- _Required task_: Provide nothing beyond the count of lines that include the string "styles".

- _Provided data_:
------

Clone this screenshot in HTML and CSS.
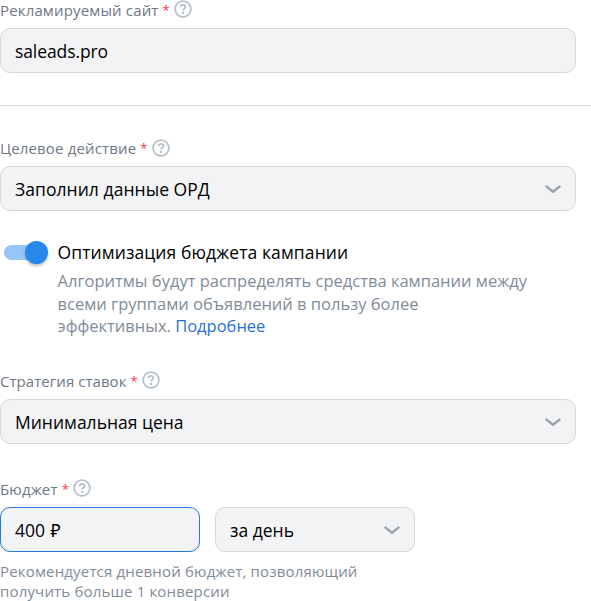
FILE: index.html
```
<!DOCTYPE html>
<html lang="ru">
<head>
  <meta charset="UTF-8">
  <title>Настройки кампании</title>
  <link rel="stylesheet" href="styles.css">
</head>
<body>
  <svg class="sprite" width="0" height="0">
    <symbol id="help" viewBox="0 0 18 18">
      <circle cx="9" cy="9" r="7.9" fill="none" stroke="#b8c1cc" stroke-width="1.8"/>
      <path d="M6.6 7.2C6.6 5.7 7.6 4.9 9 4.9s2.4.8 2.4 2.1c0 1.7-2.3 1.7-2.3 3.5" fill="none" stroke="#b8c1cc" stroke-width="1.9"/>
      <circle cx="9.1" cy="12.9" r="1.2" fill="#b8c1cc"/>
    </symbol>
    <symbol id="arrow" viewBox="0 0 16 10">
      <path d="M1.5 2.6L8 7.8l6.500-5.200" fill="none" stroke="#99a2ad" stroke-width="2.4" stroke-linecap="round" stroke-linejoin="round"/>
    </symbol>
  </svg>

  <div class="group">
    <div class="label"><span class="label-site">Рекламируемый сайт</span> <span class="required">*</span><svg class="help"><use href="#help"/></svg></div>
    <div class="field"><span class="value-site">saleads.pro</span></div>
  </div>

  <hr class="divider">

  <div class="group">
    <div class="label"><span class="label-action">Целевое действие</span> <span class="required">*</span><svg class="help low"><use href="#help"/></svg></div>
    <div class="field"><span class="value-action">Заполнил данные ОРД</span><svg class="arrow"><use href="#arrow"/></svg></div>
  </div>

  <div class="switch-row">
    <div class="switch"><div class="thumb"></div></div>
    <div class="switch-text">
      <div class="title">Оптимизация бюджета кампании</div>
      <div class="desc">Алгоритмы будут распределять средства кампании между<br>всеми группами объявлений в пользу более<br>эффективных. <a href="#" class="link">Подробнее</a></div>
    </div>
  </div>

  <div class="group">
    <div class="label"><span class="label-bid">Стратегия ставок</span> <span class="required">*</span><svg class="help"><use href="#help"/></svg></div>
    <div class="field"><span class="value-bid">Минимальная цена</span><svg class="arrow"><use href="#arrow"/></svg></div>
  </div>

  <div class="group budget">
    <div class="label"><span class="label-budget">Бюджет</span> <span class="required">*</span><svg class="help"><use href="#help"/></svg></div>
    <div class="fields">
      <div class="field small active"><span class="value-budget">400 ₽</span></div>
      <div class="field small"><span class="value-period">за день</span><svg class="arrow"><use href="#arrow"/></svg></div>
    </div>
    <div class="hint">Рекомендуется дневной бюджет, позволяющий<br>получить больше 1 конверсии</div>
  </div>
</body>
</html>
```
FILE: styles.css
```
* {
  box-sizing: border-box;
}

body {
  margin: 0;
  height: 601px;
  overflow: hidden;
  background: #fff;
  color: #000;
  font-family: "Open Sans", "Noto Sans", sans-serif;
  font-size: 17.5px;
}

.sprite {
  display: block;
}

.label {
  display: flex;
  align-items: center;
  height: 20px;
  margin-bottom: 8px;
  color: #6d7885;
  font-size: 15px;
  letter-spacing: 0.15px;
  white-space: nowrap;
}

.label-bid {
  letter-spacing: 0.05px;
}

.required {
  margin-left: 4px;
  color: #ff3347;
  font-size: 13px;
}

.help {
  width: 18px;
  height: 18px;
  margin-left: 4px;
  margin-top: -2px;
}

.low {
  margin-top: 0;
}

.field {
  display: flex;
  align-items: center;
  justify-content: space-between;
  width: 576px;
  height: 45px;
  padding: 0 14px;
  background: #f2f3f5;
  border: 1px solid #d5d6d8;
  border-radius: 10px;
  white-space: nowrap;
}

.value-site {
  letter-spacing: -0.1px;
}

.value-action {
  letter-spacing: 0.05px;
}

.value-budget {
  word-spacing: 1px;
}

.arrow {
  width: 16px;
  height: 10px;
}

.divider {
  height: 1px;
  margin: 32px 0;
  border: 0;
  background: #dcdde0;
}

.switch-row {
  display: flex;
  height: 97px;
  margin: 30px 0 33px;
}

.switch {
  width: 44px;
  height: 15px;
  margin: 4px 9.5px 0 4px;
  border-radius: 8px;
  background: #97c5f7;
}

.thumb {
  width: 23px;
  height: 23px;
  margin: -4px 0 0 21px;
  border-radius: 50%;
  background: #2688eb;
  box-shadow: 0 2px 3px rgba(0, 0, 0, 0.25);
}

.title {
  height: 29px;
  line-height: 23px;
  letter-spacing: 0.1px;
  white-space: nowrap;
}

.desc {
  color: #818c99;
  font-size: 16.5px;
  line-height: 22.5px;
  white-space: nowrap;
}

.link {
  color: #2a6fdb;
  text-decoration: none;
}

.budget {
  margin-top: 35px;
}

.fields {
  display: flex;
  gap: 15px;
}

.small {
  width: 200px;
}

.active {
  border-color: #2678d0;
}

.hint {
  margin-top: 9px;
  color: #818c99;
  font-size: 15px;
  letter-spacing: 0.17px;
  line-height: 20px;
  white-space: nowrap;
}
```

------

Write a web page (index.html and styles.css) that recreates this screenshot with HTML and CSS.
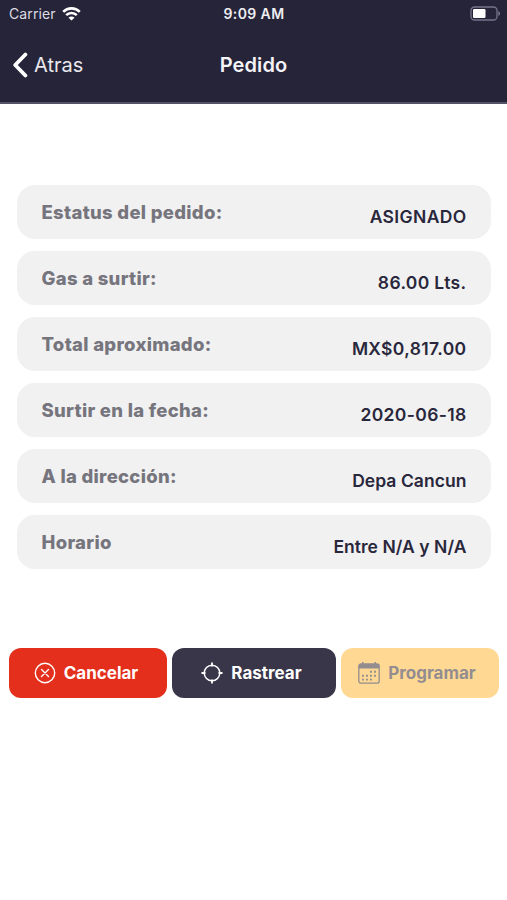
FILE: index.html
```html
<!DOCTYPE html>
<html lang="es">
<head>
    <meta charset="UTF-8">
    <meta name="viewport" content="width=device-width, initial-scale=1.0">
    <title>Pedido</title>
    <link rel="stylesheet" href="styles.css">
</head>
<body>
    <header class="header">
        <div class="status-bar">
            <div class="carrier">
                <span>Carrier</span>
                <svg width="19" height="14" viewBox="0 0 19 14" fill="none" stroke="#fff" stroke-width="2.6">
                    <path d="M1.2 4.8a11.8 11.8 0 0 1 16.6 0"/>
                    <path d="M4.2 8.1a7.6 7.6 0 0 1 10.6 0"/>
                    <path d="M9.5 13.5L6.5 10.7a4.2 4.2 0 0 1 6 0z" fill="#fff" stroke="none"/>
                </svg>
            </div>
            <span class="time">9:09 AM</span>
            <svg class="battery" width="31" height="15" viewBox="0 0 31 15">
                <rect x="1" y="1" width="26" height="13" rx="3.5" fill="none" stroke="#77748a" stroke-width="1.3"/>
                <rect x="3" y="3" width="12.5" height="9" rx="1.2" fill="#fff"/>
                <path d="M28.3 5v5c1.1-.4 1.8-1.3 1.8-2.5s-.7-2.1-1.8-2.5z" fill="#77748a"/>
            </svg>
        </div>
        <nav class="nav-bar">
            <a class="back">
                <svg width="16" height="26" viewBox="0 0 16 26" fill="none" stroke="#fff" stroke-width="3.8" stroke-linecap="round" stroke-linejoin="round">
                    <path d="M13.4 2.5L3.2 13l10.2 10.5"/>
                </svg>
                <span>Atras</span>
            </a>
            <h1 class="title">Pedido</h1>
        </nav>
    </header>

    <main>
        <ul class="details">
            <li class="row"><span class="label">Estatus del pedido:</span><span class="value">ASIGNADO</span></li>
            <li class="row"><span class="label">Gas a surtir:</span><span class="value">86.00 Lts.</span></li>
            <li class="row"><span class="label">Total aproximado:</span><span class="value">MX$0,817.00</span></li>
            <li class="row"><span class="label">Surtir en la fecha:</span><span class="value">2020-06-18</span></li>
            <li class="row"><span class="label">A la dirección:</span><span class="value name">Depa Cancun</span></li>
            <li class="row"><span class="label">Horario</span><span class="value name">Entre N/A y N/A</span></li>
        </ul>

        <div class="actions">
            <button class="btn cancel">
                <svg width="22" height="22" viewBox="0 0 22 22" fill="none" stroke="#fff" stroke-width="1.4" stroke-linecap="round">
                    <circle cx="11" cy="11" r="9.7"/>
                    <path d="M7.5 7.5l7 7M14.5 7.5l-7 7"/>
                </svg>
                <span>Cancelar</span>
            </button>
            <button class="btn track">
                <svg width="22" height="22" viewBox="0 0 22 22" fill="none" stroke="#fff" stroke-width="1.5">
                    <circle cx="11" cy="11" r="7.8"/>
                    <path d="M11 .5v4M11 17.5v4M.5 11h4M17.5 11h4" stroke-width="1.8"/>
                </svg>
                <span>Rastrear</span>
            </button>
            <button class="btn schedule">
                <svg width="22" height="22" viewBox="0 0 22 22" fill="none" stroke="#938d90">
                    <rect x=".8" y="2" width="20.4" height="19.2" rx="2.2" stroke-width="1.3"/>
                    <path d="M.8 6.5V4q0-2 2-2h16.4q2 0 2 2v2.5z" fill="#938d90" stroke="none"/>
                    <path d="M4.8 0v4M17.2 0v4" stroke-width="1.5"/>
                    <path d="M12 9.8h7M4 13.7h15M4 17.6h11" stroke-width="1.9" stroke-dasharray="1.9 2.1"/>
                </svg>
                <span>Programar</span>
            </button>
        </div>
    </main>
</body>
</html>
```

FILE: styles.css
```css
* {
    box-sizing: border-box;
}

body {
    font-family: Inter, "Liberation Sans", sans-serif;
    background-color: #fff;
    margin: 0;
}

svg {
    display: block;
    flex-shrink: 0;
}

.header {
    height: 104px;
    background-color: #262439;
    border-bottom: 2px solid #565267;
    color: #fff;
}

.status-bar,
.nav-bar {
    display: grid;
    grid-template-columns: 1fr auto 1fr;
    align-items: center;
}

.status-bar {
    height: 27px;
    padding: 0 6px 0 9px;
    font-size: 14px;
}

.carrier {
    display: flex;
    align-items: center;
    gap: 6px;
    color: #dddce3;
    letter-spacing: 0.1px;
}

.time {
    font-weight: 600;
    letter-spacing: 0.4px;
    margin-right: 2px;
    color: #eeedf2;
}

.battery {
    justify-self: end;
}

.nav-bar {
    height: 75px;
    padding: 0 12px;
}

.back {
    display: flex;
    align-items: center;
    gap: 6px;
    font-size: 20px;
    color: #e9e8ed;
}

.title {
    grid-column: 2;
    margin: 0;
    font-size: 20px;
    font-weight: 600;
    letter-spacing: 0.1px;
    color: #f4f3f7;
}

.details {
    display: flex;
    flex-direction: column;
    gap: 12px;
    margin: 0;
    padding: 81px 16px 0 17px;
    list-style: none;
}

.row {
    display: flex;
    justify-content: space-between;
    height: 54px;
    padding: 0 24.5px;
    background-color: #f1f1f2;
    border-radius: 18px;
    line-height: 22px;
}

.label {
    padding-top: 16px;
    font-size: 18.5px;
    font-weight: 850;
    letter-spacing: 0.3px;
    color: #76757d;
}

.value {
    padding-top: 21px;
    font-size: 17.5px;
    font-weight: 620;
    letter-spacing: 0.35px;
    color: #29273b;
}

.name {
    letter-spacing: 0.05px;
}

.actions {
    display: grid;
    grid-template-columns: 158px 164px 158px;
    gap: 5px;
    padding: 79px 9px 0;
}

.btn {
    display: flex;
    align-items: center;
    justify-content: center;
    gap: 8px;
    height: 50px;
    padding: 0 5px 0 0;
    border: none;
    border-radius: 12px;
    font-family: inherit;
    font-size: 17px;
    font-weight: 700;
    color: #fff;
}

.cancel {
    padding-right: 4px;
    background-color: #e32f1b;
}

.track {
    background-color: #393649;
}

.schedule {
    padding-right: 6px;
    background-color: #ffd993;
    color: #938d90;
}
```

------

- _Exercise result_: 5